History: Felipe V (Philip) was King of Spain from November 1700 to January 1724, when he abdicated in favor of his son Louis, and from 6 September 1724, when he assumed the throne again upon his son's death; to his death. Philip was the first member of the House of Bourbon to rule as king of Spain. The sum of his two reigns, 45 years and 21 days, is the longest in modern Spanish history. In 1700 the King Charles II of Spain died childless. His will named the 16-year-old Philip, grandson of Charles' half-sister Maria Theresa of Spain, the first wife of Louis XIV, as his successor. Upon any possible refusal, the crown of Spain would be offered next to Philip's younger brother, the Duke of Berry, then to the Archduke Charles of Austria, later Holy Roman Emperor Charles VI. Philip had the better genealogical claim to the Spanish throne, because his Spanish grandmother and great-grandmother were older than the ancestors of the Archduke Charles of Austria. However, the Austrian branch claimed that Philip's grandmother had renounced the Spanish throne for herself and her descendants as part of her marriage contract. This was countered by the French branch's claim that it was on the basis of a dowry that had never been paid.

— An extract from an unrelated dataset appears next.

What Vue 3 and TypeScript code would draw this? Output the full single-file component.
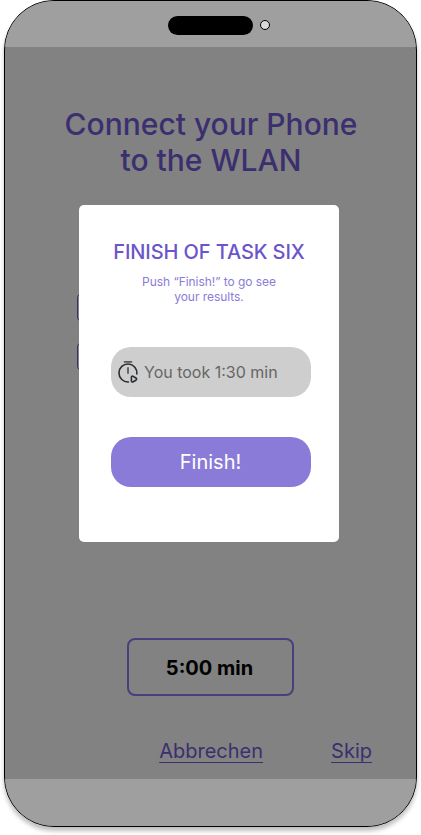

Philip helped his Bourbon relatives to make territorial gains in the War of the Polish Succession and the War of the Austrian Succession by re-conquering Naples and Sicily from Austria and Oran from the Ottomans. Finally, at the end of his reign Spanish forces also successfully defended their American territories from a large British invasion during the War of Jenkins' Ear.